# Your objective
All lines below must be repeated exactly, with the pictures omitted.

# Information supplied

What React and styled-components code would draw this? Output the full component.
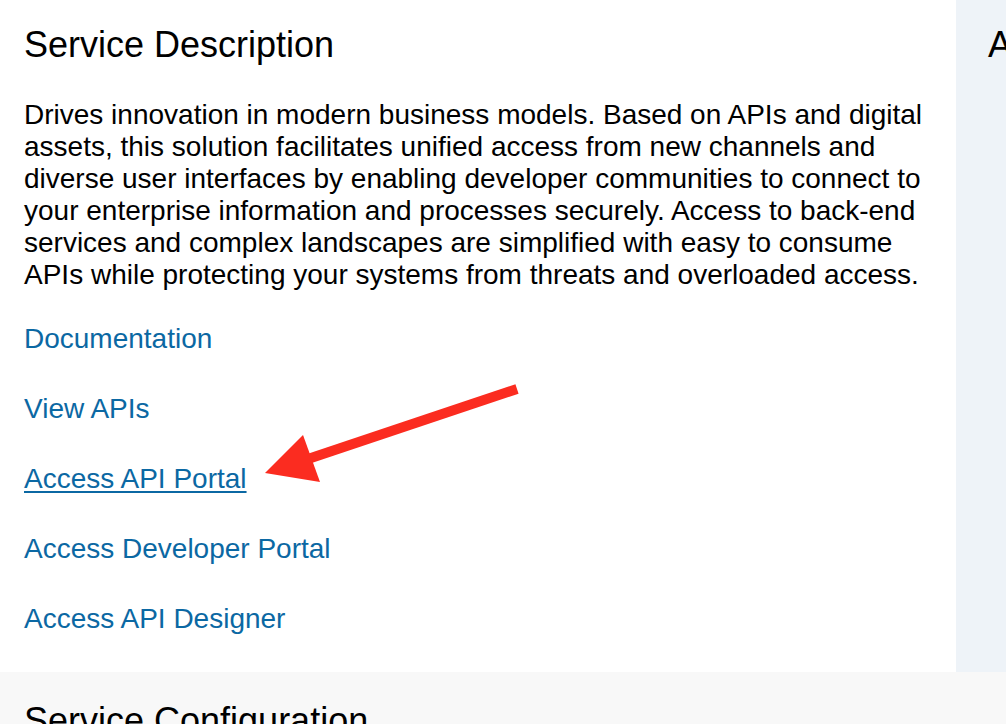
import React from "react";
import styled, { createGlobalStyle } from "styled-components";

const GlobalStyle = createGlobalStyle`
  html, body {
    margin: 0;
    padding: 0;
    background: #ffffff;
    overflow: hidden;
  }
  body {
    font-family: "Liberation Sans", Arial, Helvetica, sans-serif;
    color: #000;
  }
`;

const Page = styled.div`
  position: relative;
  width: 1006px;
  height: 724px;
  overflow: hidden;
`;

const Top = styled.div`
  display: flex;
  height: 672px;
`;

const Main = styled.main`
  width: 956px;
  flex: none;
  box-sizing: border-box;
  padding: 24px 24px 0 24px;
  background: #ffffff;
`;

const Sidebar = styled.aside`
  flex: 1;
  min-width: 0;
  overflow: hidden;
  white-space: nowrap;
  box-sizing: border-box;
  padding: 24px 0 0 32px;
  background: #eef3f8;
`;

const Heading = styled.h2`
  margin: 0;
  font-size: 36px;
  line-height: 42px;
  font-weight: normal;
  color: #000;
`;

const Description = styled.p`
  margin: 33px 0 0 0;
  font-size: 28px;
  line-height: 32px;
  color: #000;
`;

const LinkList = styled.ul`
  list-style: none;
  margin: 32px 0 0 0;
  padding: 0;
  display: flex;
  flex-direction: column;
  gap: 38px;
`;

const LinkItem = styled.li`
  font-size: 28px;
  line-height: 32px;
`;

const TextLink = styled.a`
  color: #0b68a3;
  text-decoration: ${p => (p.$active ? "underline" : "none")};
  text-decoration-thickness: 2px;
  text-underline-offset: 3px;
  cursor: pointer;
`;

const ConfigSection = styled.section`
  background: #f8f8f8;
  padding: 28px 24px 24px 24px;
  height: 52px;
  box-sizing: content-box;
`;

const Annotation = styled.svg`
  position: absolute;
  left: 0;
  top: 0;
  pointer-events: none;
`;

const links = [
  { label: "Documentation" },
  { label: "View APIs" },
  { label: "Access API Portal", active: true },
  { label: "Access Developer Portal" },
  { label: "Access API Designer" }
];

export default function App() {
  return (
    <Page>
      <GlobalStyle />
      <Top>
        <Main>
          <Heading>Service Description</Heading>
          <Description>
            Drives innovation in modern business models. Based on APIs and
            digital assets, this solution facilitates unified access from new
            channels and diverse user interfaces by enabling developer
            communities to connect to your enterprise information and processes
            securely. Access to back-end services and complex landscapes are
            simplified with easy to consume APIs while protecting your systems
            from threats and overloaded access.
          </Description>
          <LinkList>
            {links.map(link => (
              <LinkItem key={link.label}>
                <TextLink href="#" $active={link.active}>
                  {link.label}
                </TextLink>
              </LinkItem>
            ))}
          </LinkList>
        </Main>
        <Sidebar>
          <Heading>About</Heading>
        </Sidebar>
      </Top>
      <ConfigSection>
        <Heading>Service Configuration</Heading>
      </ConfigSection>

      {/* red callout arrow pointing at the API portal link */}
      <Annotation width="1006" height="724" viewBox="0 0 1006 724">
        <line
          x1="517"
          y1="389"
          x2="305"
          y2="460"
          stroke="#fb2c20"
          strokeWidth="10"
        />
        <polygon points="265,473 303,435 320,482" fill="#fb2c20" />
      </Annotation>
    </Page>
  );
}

# Response below
What React and styled-components code would draw this? Output the full component.
import React from "react";
import styled, { createGlobalStyle } from "styled-components";

const GlobalStyle = createGlobalStyle`
  html, body {
    margin: 0;
    padding: 0;
    background: #ffffff;
    overflow: hidden;
  }
  body {
    font-family: "Liberation Sans", Arial, Helvetica, sans-serif;
    color: #000;
  }
`;

const Page = styled.div`
  position: relative;
  width: 1006px;
  height: 724px;
  overflow: hidden;
`;

const Top = styled.div`
  display: flex;
  height: 672px;
`;

const Main = styled.main`
  width: 956px;
  flex: none;
  box-sizing: border-box;
  padding: 24px 24px 0 24px;
  background: #ffffff;
`;

const Sidebar = styled.aside`
  flex: 1;
  min-width: 0;
  overflow: hidden;
  white-space: nowrap;
  box-sizing: border-box;
  padding: 24px 0 0 32px;
  background: #eef3f8;
`;

const Heading = styled.h2`
  margin: 0;
  font-size: 36px;
  line-height: 42px;
  font-weight: normal;
  color: #000;
`;

const Description = styled.p`
  margin: 33px 0 0 0;
  font-size: 28px;
  line-height: 32px;
  color: #000;
`;

const LinkList = styled.ul`
  list-style: none;
  margin: 32px 0 0 0;
  padding: 0;
  display: flex;
  flex-direction: column;
  gap: 38px;
`;

const LinkItem = styled.li`
  font-size: 28px;
  line-height: 32px;
`;

const TextLink = styled.a`
  color: #0b68a3;
  text-decoration: ${p => (p.$active ? "underline" : "none")};
  text-decoration-thickness: 2px;
  text-underline-offset: 3px;
  cursor: pointer;
`;

const ConfigSection = styled.section`
  background: #f8f8f8;
  padding: 28px 24px 24px 24px;
  height: 52px;
  box-sizing: content-box;
`;

const Annotation = styled.svg`
  position: absolute;
  left: 0;
  top: 0;
  pointer-events: none;
`;

const links = [
  { label: "Documentation" },
  { label: "View APIs" },
  { label: "Access API Portal", active: true },
  { label: "Access Developer Portal" },
  { label: "Access API Designer" }
];

export default function App() {
  return (
    <Page>
      <GlobalStyle />
      <Top>
        <Main>
          <Heading>Service Description</Heading>
          <Description>
            Drives innovation in modern business models. Based on APIs and
            digital assets, this solution facilitates unified access from new
            channels and diverse user interfaces by enabling developer
            communities to connect to your enterprise information and processes
            securely. Access to back-end services and complex landscapes are
            simplified with easy to consume APIs while protecting your systems
            from threats and overloaded access.
          </Description>
          <LinkList>
            {links.map(link => (
              <LinkItem key={link.label}>
                <TextLink href="#" $active={link.active}>
                  {link.label}
                </TextLink>
              </LinkItem>
            ))}
          </LinkList>
        </Main>
        <Sidebar>
          <Heading>About</Heading>
        </Sidebar>
      </Top>
      <ConfigSection>
        <Heading>Service Configuration</Heading>
      </ConfigSection>

      {/* red callout arrow pointing at the API portal link */}
      <Annotation width="1006" height="724" viewBox="0 0 1006 724">
        <line
          x1="517"
          y1="389"
          x2="305"
          y2="460"
          stroke="#fb2c20"
          strokeWidth="10"
        />
        <polygon points="265,473 303,435 320,482" fill="#fb2c20" />
      </Annotation>
    </Page>
  );
}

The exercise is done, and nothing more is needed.